La première écoute fut une claque, comme chacune des suivantes jusqu’à ce jour d’ailleurs… Dès l’intro de cuivres de ce « You Come », on chavire… Ce ska au rythme de claviers obsédant, avec ses percus lancées à corps perdu, et la voix de Charly qui a défaut d’être celle du siècle colle parfaitement au style du Crew, met la barre à une hauteur jamais atteinte jusque là par un groupe de chez nous. Et ce final où les solos s’enchainent impeccablement,  lancés par ce son de guitare si typique, nous achève comme un uppercut direct au menton.

On passera rapidement sur les trois titres oi! présents en fin de la version CD, récemment réédités en EP, même si « Working Class Hero », « Emeute » et « Un Rôle A Jouer », très efficaces, restent parmi les meilleurs titres du style dans la langue de Molière.

Car les 8°6 ont ici définitivement basculé dans la zic jamaïcaine pour notre plus grand bonheur : « Rude Boy Escape » en mode instru reggae aux cuivres surpuissants, avec son texte scandé en arrière plan et  son final entre ska et dub, est une petite pépite, alors que « Répression » est un superbe premier pas vers un reggae plus roots, au texte lourd. « Un doute qui plane » fait dans le ska sautillant bien swing avec une belle réussite et « The Pig », avec son gimmick de guitare entêtant, et son rythme alternant parfaitement entre rocksteady et two-tone vitaminé se déguste avec délectation.

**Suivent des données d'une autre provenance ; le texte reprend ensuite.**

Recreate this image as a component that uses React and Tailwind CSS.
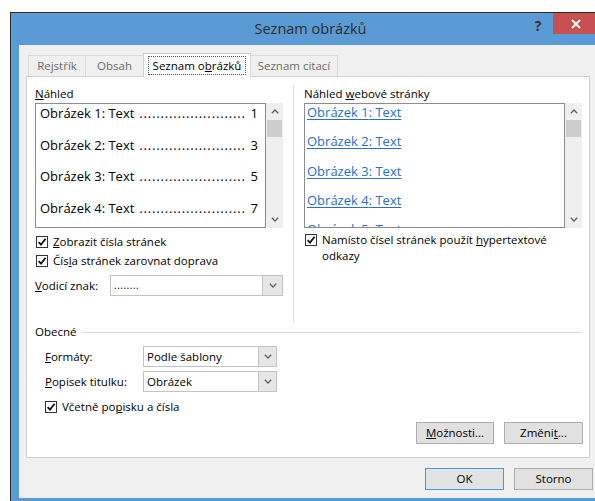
import React from "react";

const FONT = { fontFamily: '"Open Sans", "Noto Sans", sans-serif' };

function Chevron({ up = false, className = "" }) {
  return (
    <svg width="8" height="5" viewBox="0 0 8 5" className={className}>
      <path
        d={up ? "M0.8 4.2 L4 1 L7.2 4.2" : "M0.8 0.8 L4 4 L7.2 0.8"}
        fill="none"
        stroke="#606060"
        strokeWidth="1.3"
      />
    </svg>
  );
}

function Check() {
  return (
    <span className="flex h-[12px] w-[12px] shrink-0 items-center justify-center border border-[#333333] bg-white">
      <svg width="10" height="10" viewBox="0 0 10 10">
        <path d="M1.6 5.2 L4 7.6 L8.6 1.8" fill="none" stroke="#111111" strokeWidth="1.8" />
      </svg>
    </span>
  );
}

function Scrollbar() {
  return (
    <div className="flex w-[17px] flex-col items-center bg-[#efefef]">
      <div className="flex h-[17px] w-full items-center justify-center">
        <Chevron up />
      </div>
      <div className="h-[17px] w-[15px] bg-[#cdcdcd]" />
      <div className="flex-1" />
      <div className="flex h-[17px] w-full items-center justify-center">
        <Chevron />
      </div>
    </div>
  );
}

function Combo({ width, height = 21, btn = 20, children }) {
  return (
    <div
      className="flex border border-[#c3c3c3] bg-white"
      style={{ width, height }}
    >
      <div className="flex flex-1 items-center pl-[3px] text-[11.5px] text-black">{children}</div>
      <div
        className="flex items-center justify-center border-l border-[#c3c3c3] bg-[#e6e6e6]"
        style={{ width: btn }}
      >
        <Chevron />
      </div>
    </div>
  );
}

function Button({ children, primary = false, className = "" }) {
  return (
    <div
      className={
        "flex items-center justify-center border text-[11.5px] text-black " +
        (primary ? "border-[#4f95dc] bg-[#e3e3e3] " : "border-[#adadad] bg-[#e1e1e1] ") +
        className
      }
    >
      {children}
    </div>
  );
}

// dot leader between caption and page number
const LEADER = ".".repeat(25);

function TocRow({ n, page }) {
  return (
    <div className="flex h-[18px] items-center justify-between whitespace-nowrap text-[13px] leading-[18px] text-black">
      <span>Obrázek {n}: Text</span>
      <span className="mx-[3px] tracking-[0.85px]">{LEADER}</span>
      <span>{page}</span>
    </div>
  );
}

function WebRow({ n }) {
  return (
    <div className="h-[16px] whitespace-nowrap text-[13px] leading-[16px] text-[#2870c2] underline decoration-[#2870c2] underline-offset-2">
      Obrázek {n}: Text
    </div>
  );
}

export default function App() {
  return (
    <div className="relative h-[501px] w-[595px] overflow-hidden bg-white" style={FONT}>
      {/* dialog window */}
      <div className="ml-[10px] mt-[12px] flex h-[492px] w-[600px] flex-col border-l border-t border-[#2b2b2b] bg-[#5a9bd5] pb-[6px]">
        {/* title bar */}
        <div className="flex h-[32px] shrink-0">
          <div className="w-[85px] shrink-0" />
          <div className="flex flex-1 items-center justify-center pb-[1px] text-[14.5px] text-[#2b2b2b]">
            Seznam obrázků
          </div>
          <div className="flex w-[85px] shrink-0 items-start">
            <div className="flex h-[24px] w-[26px] items-center justify-center text-[14px] font-bold text-[#333333]">
              ?
            </div>
            <div className="ml-[2px] flex h-[21px] w-[45px] items-center justify-center bg-[#c75050]">
              <svg width="10" height="10" viewBox="0 0 10 10">
                <path d="M1 1 L9 9 M9 1 L1 9" stroke="#ffffff" strokeWidth="1.8" />
              </svg>
            </div>
          </div>
        </div>

        {/* client area */}
        <div className="ml-[8px] flex flex-1 flex-col bg-[#f0f0f0]">
          {/* tab strip */}
          <div className="relative z-10 -mb-px flex h-[32px] items-end pl-[9px] text-[11.5px]">
            <div className="mb-px flex h-[21px] w-[58px] items-center justify-center border border-b-0 border-[#d9d9d9] bg-[#f0f0f0] text-[#6d6d6d]">
              Rejstřík
            </div>
            <div className="-ml-px mb-px flex h-[21px] w-[59px] items-center justify-center border border-b-0 border-[#d9d9d9] bg-[#f0f0f0] text-[#6d6d6d]">
              Obsah
            </div>
            <div className="-ml-px flex h-[24px] w-[108px] items-center justify-center border border-b-0 border-[#d0d0d0] bg-white pb-[1px] text-black">
              <span className="border border-dotted border-[#555555] px-[4px] leading-[17px]">
                Seznam o<span className="underline">b</span>rázků
              </span>
            </div>
            <div className="-ml-px mb-px flex h-[21px] w-[88px] items-center justify-center border border-b-0 border-[#d9d9d9] bg-[#f0f0f0] text-[#6d6d6d]">
              Seznam citací
            </div>
          </div>

          {/* tab page */}
          <div className="ml-[7px] flex h-[382px] w-[564px] flex-col border border-[#d0d0d0] bg-white text-[11.5px] text-black">
            {/* previews */}
            <div className="flex h-[245px] pl-[8px]">
              {/* print preview */}
              <div className="flex w-[248px] flex-col pt-[9px]">
                <div className="h-[15px] leading-[15px]">
                  <span className="underline">N</span>áhled
                </div>
                <div className="mt-[2px] flex h-[125px]">
                  <div className="flex w-[231px] flex-col gap-[13.6px] overflow-hidden border border-[#8c8c8c] pl-[4px] pr-[7px]">
                    <TocRow n={1} page={1} />
                    <TocRow n={2} page={3} />
                    <TocRow n={3} page={5} />
                    <TocRow n={4} page={7} />
                  </div>
                  <Scrollbar />
                </div>
                <div className="mt-[6px] flex h-[16px] items-center gap-[5px] pl-[1px]">
                  <Check />
                  <span>
                    <span className="underline">Z</span>obrazit čísla stránek
                  </span>
                </div>
                <div className="mt-[3px] flex h-[16px] items-center gap-[5px] pl-[1px]">
                  <Check />
                  <span>
                    Čís<span className="underline">l</span>a stránek zarovnat doprava
                  </span>
                </div>
                <div className="mt-[6px] flex h-[21px] items-center">
                  <span className="w-[75px]">
                    <span className="underline">V</span>odicí znak:
                  </span>
                  <Combo width={173} height={21} btn={20}>
                    <span className="text-[10px] tracking-[0.5px]">........</span>
                  </Combo>
                </div>
              </div>

              {/* divider */}
              <div className="ml-[10px] mt-[8px] w-px bg-[#dcdcdc]" />

              {/* web preview */}
              <div className="ml-[10px] flex w-[278px] flex-col pt-[9px]">
                <div className="h-[15px] leading-[15px]">
                  Náhled <span className="underline">w</span>ebové stránky
                </div>
                <div className="mt-[2px] flex h-[125px]">
                  <div className="flex w-[261px] flex-col gap-[13.25px] overflow-hidden border border-[#8c8c8c] pl-[2px]">
                    <WebRow n={1} />
                    <WebRow n={2} />
                    <WebRow n={3} />
                    <WebRow n={4} />
                    <WebRow n={5} />
                  </div>
                  <Scrollbar />
                </div>
                <div className="mt-[4px] flex items-start gap-[5px] pl-[1px]">
                  <div className="mt-[2px]">
                    <Check />
                  </div>
                  <span className="leading-[16px]">
                    Namísto čísel stránek použít <span className="underline">h</span>ypertextové
                    <br />
                    odkazy
                  </span>
                </div>
              </div>
            </div>

            {/* general */}
            <div className="flex h-[20px] items-center pl-[8px] pr-[7px]">
              <span>Obecné</span>
              <div className="ml-[6px] h-px flex-1 bg-[#dcdcdc]" />
            </div>
            <div className="mt-[4px] flex h-[21px] items-center pl-[18px]">
              <span className="w-[98px]">
                <span className="underline">F</span>ormáty:
              </span>
              <Combo width={134} height={21} btn={18}>
                Podle šablony
              </Combo>
            </div>
            <div className="mt-[4px] flex h-[21px] items-center pl-[18px]">
              <span className="w-[98px]">
                <span className="underline">P</span>opisek titulku:
              </span>
              <Combo width={134} height={21} btn={18}>
                Obrázek
              </Combo>
            </div>
            <div className="mt-[7px] flex h-[16px] items-center gap-[5px] pl-[18px]">
              <Check />
              <span>
                Včetně po<span className="underline">p</span>isku a čísla
              </span>
            </div>
            <div className="mt-[7px] flex justify-end gap-[10px] pr-[6px]">
              <Button className="h-[22px] w-[78px]">
                <span>
                  <span className="underline">M</span>ožnosti...
                </span>
              </Button>
              <Button className="h-[22px] w-[79px]">
                <span>
                  Změni<span className="underline">t</span>...
                </span>
              </Button>
            </div>
          </div>

          {/* dialog buttons */}
          <div className="mt-[10px] flex w-[574px] justify-end gap-[10px]">
            <Button primary className="h-[22px] w-[79px]">
              OK
            </Button>
            <Button className="h-[22px] w-[79px]">Storno</Button>
          </div>
        </div>
      </div>
    </div>
  );
}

Même si « Nice Town » souffre quelque peu d’un refrain peut être un peu maladroit, ses couplets au son reggae 70’s hyper cuivré et son issue en ska pêchu font finalement la rue Michel, pendant que « Harmoniska » qui ne porte pas le meilleur titre du siècle est pourtant un excellent ska instrumental, aux multiples solos, simples mais efficaces…

Il nous reste alors à évoquer ces  hymnes pour toute une génération que sont des titres comme « Prohibition »,  « Bad Bad Reggae », « Vieille France » ou « Laisse Moi Rêver ». Si ce dernier vaut particulièrement pour ses arrangements de cuivres réussis et un texte incisif, le premier cité, avec sa rythmique implacable soutenue par l’ensemble des zicos, renverra avec émotion la plupart d’entre nous à ses vieux souvenirs de rue, d’embrouilles ou de délires.

« Bad Bad Reggae » quant à lui porte son nom à merveille : ce monument de ska, au punch ravageur, toutes percus en avant, avec ses breaks rub-a-dub parfaitement maitrisés, se révèle un titre sans la moindre faille.

Et puis il y a ce « Vieille France » au texte profondément engagé et tristement d’actualité encore aujourd’hui. La compo de haut vol, la rythmique soutenue aux cuivres de bout en bout, les solos encore ici parfaitement intégrés, et l’interprétation de ce brulôt, la rage au ventre, de Charly, font de ce titre un essentiel, peut être le meilleur ska en Français encore à ce jour.

En déboulant, blancs becs aux crânes rasés de près, avec ce premier album aux influences multiples et parfaitement maitrisées, et malgré un son d’époque encore perfectible, le 8°6 Crew frappait un grand coup sur la scène ska française et au-delà…

Il aura ouvert par la même occasion, nombre d’horizons musicaux et même tout simplement culturels… Les miens en tous cas, et pour cela, il restera toujours bien plus qu’une Classic.